My memory of Duffy's centers on our conversations: Editors argued about Snapchat and Tinder and other Gen-Xer fascinations while we interns attempted not to embarrass ourselves in front of our bosses. I was unsuccessful at this. (As it turns out, my eyes are hazel. That's what you call brownish green eyes.) Drink a Guinness on draft, not because Duffy's is an Irish pub, but because Guinness is only 4 percent ABV, and by this point you will be pretty buzzed. ZACH MIDDLETON.


Park Avenue

The River Road House

11921 SE 22nd Ave., Milwaukie, 653-5885. 11:30-2:30 am daily. 15-minute walk from station.

Other nearby attractions: Kellogg Creek swamp, Milwaukie Elks Lodge (members only), Top Hat Express dispensary.

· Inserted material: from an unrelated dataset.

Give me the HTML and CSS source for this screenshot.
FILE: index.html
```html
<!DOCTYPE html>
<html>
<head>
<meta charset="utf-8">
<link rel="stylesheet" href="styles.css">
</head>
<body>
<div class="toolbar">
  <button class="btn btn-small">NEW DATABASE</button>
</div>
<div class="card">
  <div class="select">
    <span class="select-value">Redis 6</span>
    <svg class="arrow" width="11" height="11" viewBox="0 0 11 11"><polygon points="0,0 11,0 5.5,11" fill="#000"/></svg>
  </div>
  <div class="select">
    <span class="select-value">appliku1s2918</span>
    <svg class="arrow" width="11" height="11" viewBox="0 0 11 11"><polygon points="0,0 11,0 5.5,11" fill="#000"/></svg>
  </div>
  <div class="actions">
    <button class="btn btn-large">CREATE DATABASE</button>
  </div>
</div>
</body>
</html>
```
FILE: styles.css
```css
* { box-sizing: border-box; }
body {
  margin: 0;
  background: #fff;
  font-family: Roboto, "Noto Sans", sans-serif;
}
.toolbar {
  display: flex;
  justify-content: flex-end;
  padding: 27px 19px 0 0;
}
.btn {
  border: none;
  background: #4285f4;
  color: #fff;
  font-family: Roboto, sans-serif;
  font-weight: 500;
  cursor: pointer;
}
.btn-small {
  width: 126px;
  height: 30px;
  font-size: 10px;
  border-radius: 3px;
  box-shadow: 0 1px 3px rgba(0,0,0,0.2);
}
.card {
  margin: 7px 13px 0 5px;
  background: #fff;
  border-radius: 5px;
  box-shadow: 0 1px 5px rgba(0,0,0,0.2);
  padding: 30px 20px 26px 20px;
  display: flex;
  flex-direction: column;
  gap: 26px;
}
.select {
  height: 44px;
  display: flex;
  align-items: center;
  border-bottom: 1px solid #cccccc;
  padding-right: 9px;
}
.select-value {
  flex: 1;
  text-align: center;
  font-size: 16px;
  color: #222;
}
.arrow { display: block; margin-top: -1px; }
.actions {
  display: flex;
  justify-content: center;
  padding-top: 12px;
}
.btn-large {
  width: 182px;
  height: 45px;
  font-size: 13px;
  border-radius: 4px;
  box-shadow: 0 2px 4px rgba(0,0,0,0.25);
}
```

The end of the line is no place to find a bar. There's a 7-Eleven and nothing else unless you go south to a Bomber diner full of World War II nostalgia. The nearest actual tavern is a long trek back north along 99E by the Kellogg Creek swamplands, at the place where the sidewalk ends by the old waste-treatment facility whose smells still seem to linger. The River Road House, a 1970s lean-to of a place whose sign sports Pee-Chee-style silhouettes of generic athletes, was a place I romanticized when I was 12, when my family ate next door at an Italian restaurant that is now a support pole for the MAX tracks. The Road House always had motorcycles parked out front, and I thought it was a gritty biker bar full of outlaws. Who knows, maybe it was. But these days it is an impossibly polite wood-paneled sports bar with blue-felt pool tables so clean they almost shine, a decent craft tap selection, and interior signage supporting both Ducks and Beavers, both Michael Jordan and Alex Rodriguez. It's the sort of place where people you don't know save your seat for you, and where no amount of goading from our table could shake the fundamental good nature of a Cubs fan, who seemed bewildered that non-Cubs fans might even exist. It's a friendly place, but a profound disappointment to the dreams of my youth. MATTHEW KORFHAGE.